> EXERCISE GOAL: Collect each line containing "styles".

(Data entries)
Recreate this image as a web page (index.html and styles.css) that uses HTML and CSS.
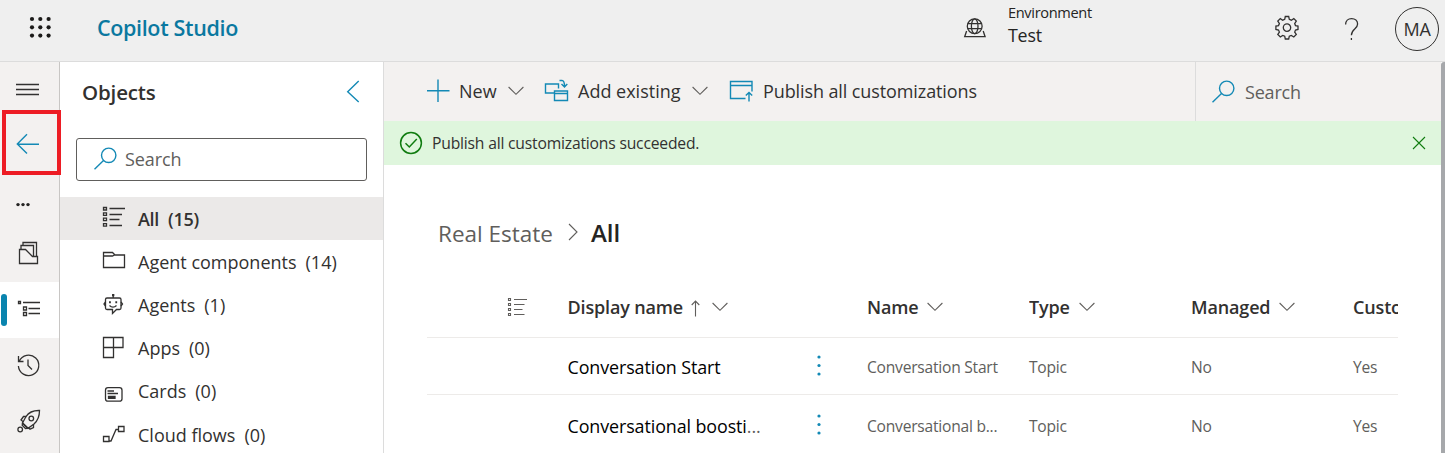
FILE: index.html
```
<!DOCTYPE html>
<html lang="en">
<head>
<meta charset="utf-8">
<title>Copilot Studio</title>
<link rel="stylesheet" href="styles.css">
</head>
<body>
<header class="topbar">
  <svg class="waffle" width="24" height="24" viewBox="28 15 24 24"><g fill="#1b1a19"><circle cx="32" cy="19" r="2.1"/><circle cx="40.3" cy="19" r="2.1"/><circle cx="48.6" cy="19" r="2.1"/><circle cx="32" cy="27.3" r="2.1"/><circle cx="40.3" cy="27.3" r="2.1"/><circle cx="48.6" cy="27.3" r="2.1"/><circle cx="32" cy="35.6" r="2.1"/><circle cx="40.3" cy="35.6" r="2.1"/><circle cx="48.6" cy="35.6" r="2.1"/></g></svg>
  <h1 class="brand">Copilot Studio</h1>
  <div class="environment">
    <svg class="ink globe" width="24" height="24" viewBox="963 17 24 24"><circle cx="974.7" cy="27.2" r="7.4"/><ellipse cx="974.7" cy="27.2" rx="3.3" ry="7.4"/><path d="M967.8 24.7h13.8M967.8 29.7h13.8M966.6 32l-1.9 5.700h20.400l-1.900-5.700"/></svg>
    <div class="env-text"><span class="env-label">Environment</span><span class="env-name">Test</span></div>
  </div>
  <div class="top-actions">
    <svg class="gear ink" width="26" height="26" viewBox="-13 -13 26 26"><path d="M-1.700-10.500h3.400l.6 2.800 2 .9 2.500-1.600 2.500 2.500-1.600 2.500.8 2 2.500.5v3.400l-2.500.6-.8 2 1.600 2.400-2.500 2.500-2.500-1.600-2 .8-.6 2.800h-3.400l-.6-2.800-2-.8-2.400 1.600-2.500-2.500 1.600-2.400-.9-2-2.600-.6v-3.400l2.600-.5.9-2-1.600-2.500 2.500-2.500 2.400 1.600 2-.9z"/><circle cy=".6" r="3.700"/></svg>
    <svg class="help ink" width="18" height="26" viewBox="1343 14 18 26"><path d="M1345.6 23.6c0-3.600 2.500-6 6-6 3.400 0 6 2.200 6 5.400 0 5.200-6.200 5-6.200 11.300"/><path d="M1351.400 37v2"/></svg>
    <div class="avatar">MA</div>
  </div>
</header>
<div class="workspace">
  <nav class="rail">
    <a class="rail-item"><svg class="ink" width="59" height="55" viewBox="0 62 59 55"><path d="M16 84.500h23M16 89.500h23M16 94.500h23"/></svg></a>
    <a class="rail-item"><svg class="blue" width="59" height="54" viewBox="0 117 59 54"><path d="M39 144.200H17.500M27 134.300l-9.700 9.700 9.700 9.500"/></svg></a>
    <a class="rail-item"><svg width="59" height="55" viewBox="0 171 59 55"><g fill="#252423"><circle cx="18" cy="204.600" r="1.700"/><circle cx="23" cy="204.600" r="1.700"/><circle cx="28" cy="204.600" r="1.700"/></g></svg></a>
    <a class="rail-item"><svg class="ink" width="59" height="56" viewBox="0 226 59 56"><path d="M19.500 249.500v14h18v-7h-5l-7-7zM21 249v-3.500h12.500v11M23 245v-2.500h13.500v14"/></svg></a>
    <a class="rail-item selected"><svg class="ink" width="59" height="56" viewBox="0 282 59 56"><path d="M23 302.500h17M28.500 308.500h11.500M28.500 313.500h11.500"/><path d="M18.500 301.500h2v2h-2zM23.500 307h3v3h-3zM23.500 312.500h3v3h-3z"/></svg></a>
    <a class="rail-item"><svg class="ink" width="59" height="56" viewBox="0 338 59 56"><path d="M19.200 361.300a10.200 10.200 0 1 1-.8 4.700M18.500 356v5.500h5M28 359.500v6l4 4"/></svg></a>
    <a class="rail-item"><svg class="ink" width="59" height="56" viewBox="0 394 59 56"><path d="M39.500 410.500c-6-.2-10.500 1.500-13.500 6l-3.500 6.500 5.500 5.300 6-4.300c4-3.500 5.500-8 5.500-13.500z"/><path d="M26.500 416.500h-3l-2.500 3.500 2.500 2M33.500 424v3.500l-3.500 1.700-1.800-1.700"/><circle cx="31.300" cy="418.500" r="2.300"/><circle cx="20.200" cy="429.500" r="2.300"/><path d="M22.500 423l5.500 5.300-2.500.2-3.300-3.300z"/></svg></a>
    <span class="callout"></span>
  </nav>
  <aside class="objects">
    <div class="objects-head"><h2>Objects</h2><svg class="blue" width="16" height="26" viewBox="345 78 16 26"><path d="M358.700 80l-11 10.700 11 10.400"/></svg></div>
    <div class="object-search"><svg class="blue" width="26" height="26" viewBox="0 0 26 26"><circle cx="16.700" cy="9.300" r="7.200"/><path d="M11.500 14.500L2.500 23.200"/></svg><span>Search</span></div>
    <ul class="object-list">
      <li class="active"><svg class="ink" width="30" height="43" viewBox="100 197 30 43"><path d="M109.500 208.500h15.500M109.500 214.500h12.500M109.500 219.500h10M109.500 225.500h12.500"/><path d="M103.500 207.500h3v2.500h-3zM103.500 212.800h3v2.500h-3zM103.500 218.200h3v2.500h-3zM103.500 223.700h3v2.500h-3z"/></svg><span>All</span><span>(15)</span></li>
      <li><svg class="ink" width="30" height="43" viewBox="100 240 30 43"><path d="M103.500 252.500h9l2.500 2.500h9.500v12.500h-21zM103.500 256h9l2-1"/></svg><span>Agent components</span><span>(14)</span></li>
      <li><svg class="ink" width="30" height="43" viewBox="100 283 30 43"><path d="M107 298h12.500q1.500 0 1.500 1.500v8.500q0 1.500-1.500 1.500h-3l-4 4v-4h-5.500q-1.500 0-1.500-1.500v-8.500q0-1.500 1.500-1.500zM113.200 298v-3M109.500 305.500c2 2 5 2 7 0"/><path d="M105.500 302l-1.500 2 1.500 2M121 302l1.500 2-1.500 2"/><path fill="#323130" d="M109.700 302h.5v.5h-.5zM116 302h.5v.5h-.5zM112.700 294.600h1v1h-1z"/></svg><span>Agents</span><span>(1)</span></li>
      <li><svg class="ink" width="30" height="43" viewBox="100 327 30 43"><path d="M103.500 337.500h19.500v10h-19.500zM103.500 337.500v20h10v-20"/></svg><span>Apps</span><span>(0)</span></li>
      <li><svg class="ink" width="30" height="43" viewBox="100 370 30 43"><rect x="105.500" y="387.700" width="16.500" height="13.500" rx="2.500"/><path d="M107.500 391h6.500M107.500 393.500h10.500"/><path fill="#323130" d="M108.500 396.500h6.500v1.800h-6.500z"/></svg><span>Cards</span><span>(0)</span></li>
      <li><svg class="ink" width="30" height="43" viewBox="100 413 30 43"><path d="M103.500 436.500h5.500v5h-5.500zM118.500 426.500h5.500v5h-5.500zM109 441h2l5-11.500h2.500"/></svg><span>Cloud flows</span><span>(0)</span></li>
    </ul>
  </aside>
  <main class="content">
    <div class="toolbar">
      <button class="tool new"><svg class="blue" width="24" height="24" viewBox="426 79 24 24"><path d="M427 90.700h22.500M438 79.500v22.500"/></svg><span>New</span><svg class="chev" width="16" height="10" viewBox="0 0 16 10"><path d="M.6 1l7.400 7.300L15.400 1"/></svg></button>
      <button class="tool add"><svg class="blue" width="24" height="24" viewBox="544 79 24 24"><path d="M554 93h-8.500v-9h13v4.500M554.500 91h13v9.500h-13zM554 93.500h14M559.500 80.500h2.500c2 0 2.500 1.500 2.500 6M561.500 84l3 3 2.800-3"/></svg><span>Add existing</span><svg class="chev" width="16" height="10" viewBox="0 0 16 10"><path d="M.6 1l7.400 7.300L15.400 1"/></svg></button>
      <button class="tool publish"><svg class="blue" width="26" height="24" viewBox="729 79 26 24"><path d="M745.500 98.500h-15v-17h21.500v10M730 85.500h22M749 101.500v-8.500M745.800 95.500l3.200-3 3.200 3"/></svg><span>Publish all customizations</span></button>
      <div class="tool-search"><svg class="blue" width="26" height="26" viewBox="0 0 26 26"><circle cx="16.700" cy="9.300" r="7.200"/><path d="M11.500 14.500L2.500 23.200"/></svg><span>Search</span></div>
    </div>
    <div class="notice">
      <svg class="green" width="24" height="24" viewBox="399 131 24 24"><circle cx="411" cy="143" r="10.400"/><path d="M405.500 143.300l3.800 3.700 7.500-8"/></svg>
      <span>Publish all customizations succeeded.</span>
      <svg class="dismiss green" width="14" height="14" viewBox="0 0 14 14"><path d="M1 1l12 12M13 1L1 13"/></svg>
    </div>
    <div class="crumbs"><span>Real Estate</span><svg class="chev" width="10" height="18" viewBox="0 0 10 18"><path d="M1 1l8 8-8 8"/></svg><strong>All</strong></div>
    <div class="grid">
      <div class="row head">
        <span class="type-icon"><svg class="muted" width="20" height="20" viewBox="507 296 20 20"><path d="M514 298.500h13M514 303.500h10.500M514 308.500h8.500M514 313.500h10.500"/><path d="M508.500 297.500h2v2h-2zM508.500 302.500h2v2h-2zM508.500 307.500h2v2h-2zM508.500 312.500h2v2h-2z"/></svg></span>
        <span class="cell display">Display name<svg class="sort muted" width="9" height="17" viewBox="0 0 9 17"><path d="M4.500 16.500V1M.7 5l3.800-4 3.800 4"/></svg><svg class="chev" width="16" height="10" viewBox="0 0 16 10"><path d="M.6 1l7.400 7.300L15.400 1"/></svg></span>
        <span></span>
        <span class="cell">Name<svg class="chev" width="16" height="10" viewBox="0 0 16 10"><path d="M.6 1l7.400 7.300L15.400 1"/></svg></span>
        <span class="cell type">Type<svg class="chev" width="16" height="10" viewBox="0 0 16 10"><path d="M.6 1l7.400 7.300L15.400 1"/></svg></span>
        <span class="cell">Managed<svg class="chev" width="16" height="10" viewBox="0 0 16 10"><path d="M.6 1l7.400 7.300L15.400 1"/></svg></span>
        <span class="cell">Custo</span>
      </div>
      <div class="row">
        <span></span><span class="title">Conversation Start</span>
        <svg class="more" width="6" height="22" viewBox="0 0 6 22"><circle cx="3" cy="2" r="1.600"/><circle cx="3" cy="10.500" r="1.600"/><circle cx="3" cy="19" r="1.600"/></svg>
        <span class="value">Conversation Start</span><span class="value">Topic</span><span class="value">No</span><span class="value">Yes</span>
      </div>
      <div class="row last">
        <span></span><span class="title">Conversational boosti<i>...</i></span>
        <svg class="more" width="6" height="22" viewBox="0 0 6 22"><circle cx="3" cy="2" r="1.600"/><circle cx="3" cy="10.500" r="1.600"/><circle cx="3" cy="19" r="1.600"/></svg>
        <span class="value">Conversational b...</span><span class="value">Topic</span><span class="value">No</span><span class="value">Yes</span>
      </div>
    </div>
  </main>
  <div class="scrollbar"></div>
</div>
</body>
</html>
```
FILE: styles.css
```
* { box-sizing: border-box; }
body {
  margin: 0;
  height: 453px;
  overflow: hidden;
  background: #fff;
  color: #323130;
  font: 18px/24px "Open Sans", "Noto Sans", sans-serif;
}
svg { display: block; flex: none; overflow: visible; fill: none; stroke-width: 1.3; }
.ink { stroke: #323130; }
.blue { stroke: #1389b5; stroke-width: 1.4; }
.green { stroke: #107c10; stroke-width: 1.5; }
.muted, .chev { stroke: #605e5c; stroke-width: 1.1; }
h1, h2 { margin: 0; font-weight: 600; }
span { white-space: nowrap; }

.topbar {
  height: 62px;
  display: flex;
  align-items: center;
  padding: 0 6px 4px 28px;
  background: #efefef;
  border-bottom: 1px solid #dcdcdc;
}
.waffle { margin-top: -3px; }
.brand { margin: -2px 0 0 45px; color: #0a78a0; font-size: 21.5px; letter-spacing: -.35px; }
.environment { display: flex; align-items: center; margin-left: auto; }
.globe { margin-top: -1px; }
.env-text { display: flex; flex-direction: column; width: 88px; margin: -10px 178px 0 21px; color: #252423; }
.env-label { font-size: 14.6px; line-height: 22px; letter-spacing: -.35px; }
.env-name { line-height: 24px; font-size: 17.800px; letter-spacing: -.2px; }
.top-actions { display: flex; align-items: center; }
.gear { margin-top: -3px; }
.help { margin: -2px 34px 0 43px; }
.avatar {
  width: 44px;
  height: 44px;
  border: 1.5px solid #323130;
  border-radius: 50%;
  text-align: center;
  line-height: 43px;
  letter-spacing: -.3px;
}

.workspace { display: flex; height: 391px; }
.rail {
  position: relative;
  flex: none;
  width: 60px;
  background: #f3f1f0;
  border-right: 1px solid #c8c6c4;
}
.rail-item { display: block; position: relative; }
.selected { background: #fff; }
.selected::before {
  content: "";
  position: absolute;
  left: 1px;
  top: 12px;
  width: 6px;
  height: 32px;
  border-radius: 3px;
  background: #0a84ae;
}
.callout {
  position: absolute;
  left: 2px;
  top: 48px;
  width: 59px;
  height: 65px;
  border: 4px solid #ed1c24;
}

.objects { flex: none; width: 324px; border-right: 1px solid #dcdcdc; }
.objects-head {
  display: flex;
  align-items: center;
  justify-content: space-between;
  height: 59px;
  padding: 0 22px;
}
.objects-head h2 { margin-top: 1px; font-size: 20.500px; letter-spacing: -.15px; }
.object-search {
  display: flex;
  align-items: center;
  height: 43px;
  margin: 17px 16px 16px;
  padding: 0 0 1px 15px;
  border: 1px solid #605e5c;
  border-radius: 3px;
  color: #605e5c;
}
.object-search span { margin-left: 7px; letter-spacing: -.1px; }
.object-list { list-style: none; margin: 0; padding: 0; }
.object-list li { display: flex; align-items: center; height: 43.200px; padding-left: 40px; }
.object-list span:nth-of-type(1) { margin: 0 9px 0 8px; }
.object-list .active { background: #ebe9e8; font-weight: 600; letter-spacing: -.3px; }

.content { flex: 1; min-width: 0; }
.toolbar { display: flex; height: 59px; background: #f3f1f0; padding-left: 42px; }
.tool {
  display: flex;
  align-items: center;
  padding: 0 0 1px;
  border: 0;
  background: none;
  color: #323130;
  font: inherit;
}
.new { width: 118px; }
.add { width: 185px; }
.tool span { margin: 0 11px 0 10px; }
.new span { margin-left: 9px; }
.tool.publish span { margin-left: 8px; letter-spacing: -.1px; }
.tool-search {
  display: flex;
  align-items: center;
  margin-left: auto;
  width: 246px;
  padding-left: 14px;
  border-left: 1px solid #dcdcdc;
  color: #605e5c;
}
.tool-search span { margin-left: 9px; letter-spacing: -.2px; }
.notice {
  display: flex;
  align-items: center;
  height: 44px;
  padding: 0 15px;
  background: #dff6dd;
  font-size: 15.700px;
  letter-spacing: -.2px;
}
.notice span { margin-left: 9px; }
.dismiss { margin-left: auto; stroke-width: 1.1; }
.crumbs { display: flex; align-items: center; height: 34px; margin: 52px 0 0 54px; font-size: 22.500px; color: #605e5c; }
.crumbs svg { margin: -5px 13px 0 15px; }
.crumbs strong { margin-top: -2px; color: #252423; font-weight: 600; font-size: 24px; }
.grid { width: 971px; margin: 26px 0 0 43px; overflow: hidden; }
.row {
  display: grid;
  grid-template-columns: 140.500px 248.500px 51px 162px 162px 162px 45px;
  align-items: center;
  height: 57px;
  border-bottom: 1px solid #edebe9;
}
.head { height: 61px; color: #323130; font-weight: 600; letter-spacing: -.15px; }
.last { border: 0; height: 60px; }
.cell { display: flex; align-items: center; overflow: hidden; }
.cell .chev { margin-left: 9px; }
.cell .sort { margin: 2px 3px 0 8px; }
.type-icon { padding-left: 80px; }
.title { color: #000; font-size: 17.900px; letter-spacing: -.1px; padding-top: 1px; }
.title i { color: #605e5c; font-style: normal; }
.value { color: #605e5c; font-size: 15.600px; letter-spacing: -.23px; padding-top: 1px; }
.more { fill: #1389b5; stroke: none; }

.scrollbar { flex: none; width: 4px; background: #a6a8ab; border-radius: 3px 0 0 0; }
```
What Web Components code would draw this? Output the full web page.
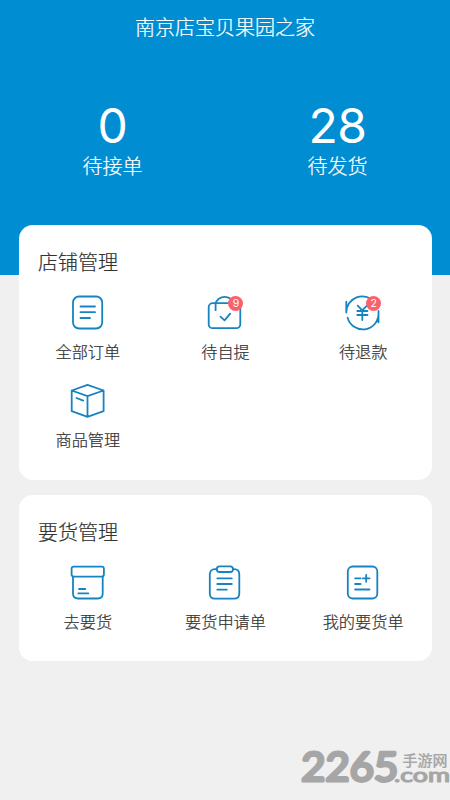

> WRITTEN RESPONSE:
Recreate this image as a web page (index.html and styles.css) that uses HTML and CSS.
<link rel="stylesheet" href="styles.css">
FILE: styles.css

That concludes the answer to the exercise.